Over my many years in Garden Design and Horticulture, I have heard at least equally as many times, 'What I want is low maintenance!' An ambiguous term to say the least. One person's high maintenance is another's low maintenance. Subjective to the individual and judged based on free-time, desire to garden, other factors affecting your life and your physical capabilities.


Ignoring your physical ability to undertake work, which is a much more complicated area, most people who have obsessed over 'low maintenance', have simply not wanted to undertake any gardening. Well, here's the rub; all plants and most materials in a garden will require some maintenance each year. It might be a few minutes, an hour or two, or efforts every week, but something will be required for every real/living plant to keep it tidy, manageable well-sized and well-mannered, or to stop it spreading through seed or runners.

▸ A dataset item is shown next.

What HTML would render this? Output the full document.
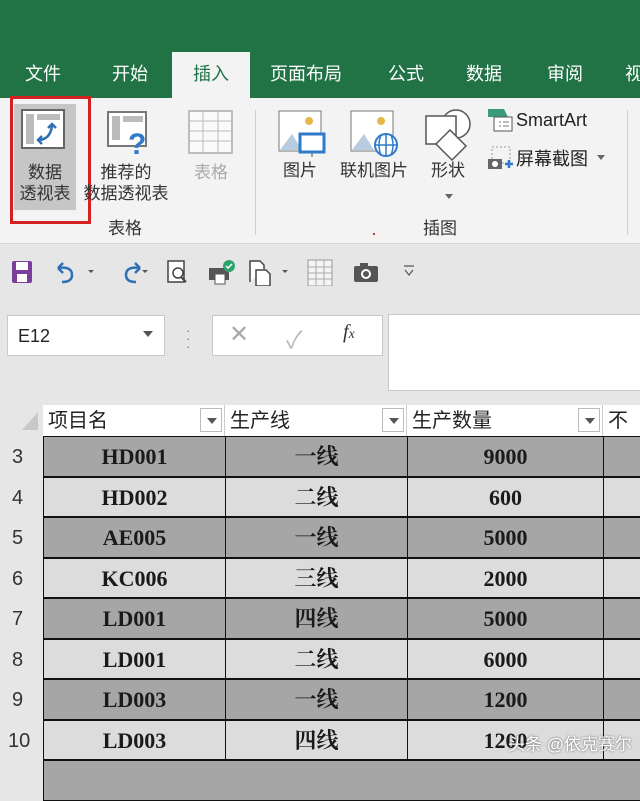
<!DOCTYPE html>
<html><head><meta charset="utf-8"><style>
*{margin:0;padding:0;box-sizing:border-box}
body{width:640px;height:765px;overflow:hidden;background:#e6e6e6;font-family:"Liberation Sans","Noto Sans CJK SC",sans-serif;position:relative;color:#222}
.abs{position:absolute}
.green{left:0;top:0;width:640px;height:98px;background:#217346}
.tab{top:60px;color:#fff;font-size:18px}
.act{left:172px;top:52px;width:78px;height:48px;background:#f3f3f3;color:#217346;font-size:18px;text-align:center;padding-top:8px}
.ribbon{left:0;top:98px;width:640px;height:146px;background:#f3f3f3;border-bottom:1px solid #d6d6d6}
.lbl{font-size:17px;color:#333;text-align:center;line-height:21px}
.sep{width:1px;background:#cfcfcf;top:110px;height:125px}
.box{background:#fff;border:1px solid #c9c9c9}
.hdr{top:405px;height:31px;background:#fff;border-right:1px solid #ccc;font-size:20px;padding-left:5px;line-height:33px}
.dd{position:absolute;right:2px;top:3px;width:22px;height:24px;border:1px solid #bbb;background:#fff}
.dd:after{content:"";position:absolute;left:6px;top:9px;border-left:5px solid transparent;border-right:5px solid transparent;border-top:6px solid #555}
.row{left:43px;width:597px;height:40.5px}
.c{position:absolute;top:0;height:100%;border:1.5px solid #111;font-family:"Liberation Serif","Noto Serif CJK SC",serif;font-weight:bold;font-size:22px;text-align:center;line-height:40px;color:#1a1a1a}
.rn{left:0;width:43px;font-size:20px;color:#333;padding-left:12px}
</style></head><body>
<div class="abs green"></div>
<div class="abs tab" style="left:25px">文件</div>
<div class="abs tab" style="left:112px">开始</div>
<div class="abs act">插入</div>
<div class="abs tab" style="left:270px">页面布局</div>
<div class="abs tab" style="left:388px">公式</div>
<div class="abs tab" style="left:466px">数据</div>
<div class="abs tab" style="left:547px">审阅</div>
<div class="abs tab" style="left:625px">视</div>
<div class="abs ribbon"></div>
<div class="abs" style="left:14px;top:104px;width:62px;height:106px;background:#c6c6c6"></div>
<div class="abs" style="left:10px;top:96px;width:81px;height:128px;border:3px solid #d42020"></div>
<svg class="abs" style="left:20px;top:108px" width="46" height="42"><rect x="2" y="2" width="42" height="38" fill="#fff" stroke="#666" stroke-width="2"/><rect x="6" y="6" width="8" height="30" fill="#bbb"/><rect x="17" y="6" width="23" height="6" fill="#bbb"/><path d="M18 32 Q30 32 32 18 M28 20 l4-4 4 4 M22 28 l-4 4 4 4" stroke="#2f6fb5" stroke-width="2.5" fill="none"/></svg>
<div class="abs lbl" style="left:12px;top:162px;width:66px">数据<br>透视表</div>
<svg class="abs" style="left:106px;top:110px" width="46" height="48"><rect x="2" y="2" width="38" height="34" fill="#fff" stroke="#777" stroke-width="2"/><rect x="6" y="6" width="8" height="24" fill="#bbb"/><rect x="17" y="6" width="20" height="6" fill="#bbb"/><text x="22" y="44" font-size="30" font-weight="bold" fill="#2f7ac9" font-family="Liberation Sans">?</text></svg>
<div class="abs lbl" style="left:78px;top:162px;width:96px">推荐的<br>数据透视表</div>
<svg class="abs" style="left:188px;top:110px" width="46" height="44"><rect x="1" y="1" width="43" height="42" fill="#fafafa" stroke="#aaa" stroke-width="1.5"/><path d="M1 11H44M1 21H44M1 31H44M15 1V43M30 1V43" stroke="#bbb"/></svg>
<div class="abs lbl" style="left:182px;top:162px;width:58px;color:#aaa">表格</div>
<div class="abs lbl" style="left:95px;top:218px;width:60px">表格</div>
<div class="abs sep" style="left:255px"></div>
<div class="abs sep" style="left:627px"></div>
<svg class="abs" style="left:278px;top:110px" width="50" height="48"><rect x="1" y="1" width="42" height="40" fill="#fff" stroke="#777"/><circle cx="31" cy="11" r="4" fill="#e6b84a"/><path d="M2 40 L14 24 L24 40Z" fill="#b9cde0"/><rect x="22" y="24" width="24" height="18" fill="#fff" stroke="#2f7ac9" stroke-width="3"/><path d="M34 43v4" stroke="#555"/></svg>
<div class="abs lbl" style="left:278px;top:160px;width:44px">图片</div>
<svg class="abs" style="left:350px;top:110px" width="50" height="48"><rect x="1" y="1" width="42" height="40" fill="#fff" stroke="#777"/><circle cx="31" cy="11" r="4" fill="#e6b84a"/><path d="M2 40 L14 24 L24 40Z" fill="#b9cde0"/><circle cx="36" cy="35" r="11" fill="#fff" stroke="#2f7ac9" stroke-width="2"/><path d="M25 35H47M36 24V46M31 25Q27 35 31 45M41 25Q45 35 41 45" stroke="#2f7ac9" stroke-width="1.5" fill="none"/></svg>
<div class="abs lbl" style="left:334px;top:160px;width:80px">联机图片</div>
<svg class="abs" style="left:424px;top:108px" width="48" height="54"><circle cx="32" cy="16" r="14" fill="#fff" stroke="#555" stroke-width="1.5"/><rect x="2" y="8" width="30" height="28" fill="#fff" stroke="#555" stroke-width="1.5"/><path d="M26 22L42 38 28 52 12 36Z" fill="#fff" stroke="#555" stroke-width="1.5"/></svg>
<div class="abs lbl" style="left:426px;top:160px;width:44px">形状</div>
<div class="abs" style="left:445px;top:194px;border-left:4px solid transparent;border-right:4px solid transparent;border-top:5px solid #666"></div>
<svg class="abs" style="left:486px;top:107px" width="28" height="26"><path d="M2 2H18L22 10H2Z" fill="#3b9a7a"/><rect x="8" y="10" width="18" height="14" fill="#fff" stroke="#555"/><path d="M13 15h2M13 19h2M17 15h6M17 19h6" stroke="#777"/></svg>
<div class="abs" style="left:516px;top:110px;font-size:18px;color:#222">SmartArt</div>
<svg class="abs" style="left:486px;top:145px" width="28" height="26"><rect x="6" y="2" width="18" height="16" fill="none" stroke="#999" stroke-dasharray="2 2"/><rect x="2" y="14" width="14" height="10" fill="#666"/><circle cx="9" cy="19" r="3" fill="#fff"/><path d="M19 19h8M23 15v8" stroke="#2f7ac9" stroke-width="2.5"/></svg>
<div class="abs" style="left:516px;top:145px;font-size:18px;color:#222">屏幕截图</div>
<div class="abs" style="left:597px;top:155px;border-left:4px solid transparent;border-right:4px solid transparent;border-top:5px solid #666"></div>
<div class="abs lbl" style="left:410px;top:218px;width:60px">插图</div>
<div class="abs" style="left:373px;top:233px;width:2px;height:2px;background:#d33"></div>
<!-- quick access -->
<svg class="abs" style="left:10px;top:258px" width="420" height="28">
<rect x="2" y="3" width="20" height="22" rx="2" fill="#7a3e9d"/><rect x="6" y="4" width="12" height="8" fill="#fff"/><rect x="7" y="16" width="10" height="8" fill="#fff"/>
<path d="M48 10 Q62 8 62 17 Q62 24 52 24 M48 10 l5-5 M48 10 l5 5" stroke="#2f6fb5" stroke-width="2.5" fill="none"/><path d="M78 12l3 3 3-3Z" fill="#555"/>
<path d="M130 10 Q116 8 116 17 Q116 24 126 24 M130 10 l-5-5 M130 10 l-5 5" stroke="#2f6fb5" stroke-width="2.5" fill="none"/><path d="M132 12l3 3 3-3Z" fill="#555"/>
<rect x="158" y="3" width="16" height="21" fill="#fff" stroke="#444" stroke-width="1.5"/><circle cx="168" cy="15" r="5" fill="none" stroke="#444" stroke-width="1.5"/><path d="M171 19l5 5" stroke="#444" stroke-width="2"/>
<rect x="199" y="10" width="20" height="12" fill="#555"/><rect x="205" y="16" width="10" height="10" fill="#fff" stroke="#555"/><circle cx="219" cy="8" r="6" fill="#2fa36b"/><path d="M216 8l2 2 4-4" stroke="#fff" stroke-width="1.5" fill="none"/>
<path d="M240 24V3h10l4 4v4M246 12h10l4 4v12h-14Z" fill="#fff" stroke="#444" stroke-width="1.5"/><path d="M272 12l3 3 3-3Z" fill="#555"/>
<rect x="298" y="2" width="24" height="26" fill="#f4f4f4" stroke="#999"/><path d="M298 9h24M298 15h24M298 21h24M306 2v26M314 2v26" stroke="#aaa"/>
<rect x="344" y="8" width="24" height="16" rx="2" fill="#555"/><rect x="350" y="5" width="8" height="4" fill="#555"/><circle cx="356" cy="16" r="5" fill="#fff"/><circle cx="356" cy="16" r="3" fill="#555"/>
<path d="M394 8h10M395 12l4 5 4-5" stroke="#555" stroke-width="1.2" fill="none"/>
</svg>
<!-- formula bar -->
<div class="abs box" style="left:7px;top:315px;width:158px;height:41px;font-size:18px;padding:10px 0 0 10px">E12</div>
<div class="abs" style="left:143px;top:331px;border-left:5px solid transparent;border-right:5px solid transparent;border-top:6px solid #555"></div>
<div class="abs" style="left:186px;top:326px;color:#888;font-size:14px;line-height:8px">·<br>·<br>·</div>
<div class="abs box" style="left:212px;top:315px;width:171px;height:41px"></div>
<div class="abs" style="left:229px;top:320px;font-size:24px;color:#aaa">✕</div>
<div class="abs" style="left:286px;top:320px;font-size:24px;color:#bbb">✓</div>
<div class="abs" style="left:343px;top:321px;font-size:20px;font-style:italic;font-family:'Liberation Serif',serif;color:#333">f<span style="font-size:14px">x</span></div>
<div class="abs box" style="left:388px;top:314px;width:260px;height:77px"></div>
<!-- headers -->
<svg class="abs" style="left:20px;top:410px" width="20" height="22"><path d="M18 2V20H2Z" fill="#c8c8c8"/></svg>
<div class="abs hdr" style="left:43px;width:182px">项目名<div class="dd"></div></div>
<div class="abs hdr" style="left:225px;width:182px">生产线<div class="dd"></div></div>
<div class="abs hdr" style="left:407px;width:196px">生产数量<div class="dd"></div></div>
<div class="abs hdr" style="left:603px;width:40px">不良</div>
<div class="abs" style="left:43px;top:436px;width:597px;height:330px">
</div>
<div id="rows"></div>
<div class="abs" style="left:0;top:436px;width:43px;height:330px;background:#e6e6e6"></div>
<div class="abs rn" style="top:446px">3</div><div class="abs rn" style="top:487px">4</div><div class="abs rn" style="top:527px">5</div><div class="abs rn" style="top:568px">6</div><div class="abs rn" style="top:608px">7</div><div class="abs rn" style="top:649px">8</div><div class="abs rn" style="top:689px">9</div><div class="abs rn" style="top:730px;padding-left:8px">10</div>

<div class="abs row" style="top:436px"><div class="c" style="left:0;width:183px;background:#a6a6a6">HD001</div><div class="c" style="left:182px;width:183px;background:#a6a6a6">一线</div><div class="c" style="left:364px;width:197px;background:#a6a6a6">9000</div><div class="c" style="left:560px;width:40px;background:#a6a6a6"></div></div>
<div class="abs row" style="top:476.5px"><div class="c" style="left:0;width:183px;background:#dcdcdc">HD002</div><div class="c" style="left:182px;width:183px;background:#dcdcdc">二线</div><div class="c" style="left:364px;width:197px;background:#dcdcdc">600</div><div class="c" style="left:560px;width:40px;background:#dcdcdc"></div></div>
<div class="abs row" style="top:517px"><div class="c" style="left:0;width:183px;background:#a6a6a6">AE005</div><div class="c" style="left:182px;width:183px;background:#a6a6a6">一线</div><div class="c" style="left:364px;width:197px;background:#a6a6a6">5000</div><div class="c" style="left:560px;width:40px;background:#a6a6a6"></div></div>
<div class="abs row" style="top:557.5px"><div class="c" style="left:0;width:183px;background:#dcdcdc">KC006</div><div class="c" style="left:182px;width:183px;background:#dcdcdc">三线</div><div class="c" style="left:364px;width:197px;background:#dcdcdc">2000</div><div class="c" style="left:560px;width:40px;background:#dcdcdc"></div></div>
<div class="abs row" style="top:598px"><div class="c" style="left:0;width:183px;background:#a6a6a6">LD001</div><div class="c" style="left:182px;width:183px;background:#a6a6a6">四线</div><div class="c" style="left:364px;width:197px;background:#a6a6a6">5000</div><div class="c" style="left:560px;width:40px;background:#a6a6a6"></div></div>
<div class="abs row" style="top:638.5px"><div class="c" style="left:0;width:183px;background:#dcdcdc">LD001</div><div class="c" style="left:182px;width:183px;background:#dcdcdc">二线</div><div class="c" style="left:364px;width:197px;background:#dcdcdc">6000</div><div class="c" style="left:560px;width:40px;background:#dcdcdc"></div></div>
<div class="abs row" style="top:679px"><div class="c" style="left:0;width:183px;background:#a6a6a6">LD003</div><div class="c" style="left:182px;width:183px;background:#a6a6a6">一线</div><div class="c" style="left:364px;width:197px;background:#a6a6a6">1200</div><div class="c" style="left:560px;width:40px;background:#a6a6a6"></div></div>
<div class="abs row" style="top:719.5px"><div class="c" style="left:0;width:183px;background:#dcdcdc">LD003</div><div class="c" style="left:182px;width:183px;background:#dcdcdc">四线</div><div class="c" style="left:364px;width:197px;background:#dcdcdc">1200</div><div class="c" style="left:560px;width:40px;background:#dcdcdc"></div></div>
<div class="abs row" style="top:760px"><div class="c" style="left:0;width:600px;background:#a6a6a6"></div></div>
<div class="abs" style="left:508px;top:730px;font-size:17px;color:#fff;text-shadow:0 0 2px #555">头条 @依克赛尔</div>
</body></html>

Fallopia baldschuanica (Russian Vine) LN
Fallopia baldschuanica (Russian Vine) LN

Recently, I saw this lovely plant of Fallopis baldschuanica (Russian Vine) (above) in a small courtyard garden in Broughty Ferry, Fife. Flowering beautifully and covering a substantial surface area both inside and out of the garden as this plant tends to do all too well. Another common name for this plant is the Mile-A-Minute Vine, which is more than suggestive of its growth rate and ultimate size. Many gardeners hate it as it is a pain to rid yourself of if inherited or once out of hand. With 2-4 hours of annual maintenance however, it can be cut back hard and cleared away. Any seedlings which have set, can be weeded and the plant can be managed very successfully, where the gardener and visiting insects can appreciate the abundant flower and rich, red autumn colour without the plant overtaking your life. Most of us, waste 2-4 hours a year on myriad arduous tasks that we get little reward from (queuing, to consider a very British habit for example). I am confident that the same time spent maintaining a plant for which you will be rewarded with flower, fruit, colour and interest is better spent.


A finely mown lawn and well tended border LN.
A finely mown lawn and well tended border LN.

Interestingly, in my experience, most of the people who have been very keen to ensure that their gardens are as close to no maintenance as possible also have lawns to maintain. This is arguably the highest maintenance element of most gardens with large surface areas given over to something that will need some efforts every week during the growing season to maintain. (See the finely manicured lawns of Pittencrieff Park, Dunfermline, (above).


Even the smallest lawn will likely generate 1-2 hours of maintenance a month when averaged out over a year. Well planted borders may suppress weeds and fill space in interesting and ever-changing ways throughout the year for even less work than a weekly lawn mow. Food for thought.


For those of us, who obsess with maintenance, I say to you, relax. Pick your battles. Choose plants that you love and therefore don't lament those efforts required to maintain them each year. Ignore your anxieties over the work required, much of this can be done as and when. Most of it is only the work of a minute or two. You may wish to plan these activities on a calendar, or, if you are like me, wing it. The carefree approach should, at the very least, help you to relax over the work required. Remember that during an average lifetime, we are expected to spend around 92 days of our lives on the toilet (some calculations had it at over 200!) - our productivity at other times could be better spent than avoiding a little gardening.


Gardening will always be a chore for some, but the physical and psychological well-being that it can bring should not go unnoticed. Being outdoors, communing in any manner with nature should be a joy and many who previously avoided it, have successfully embraced it this year above all others while in lockdown.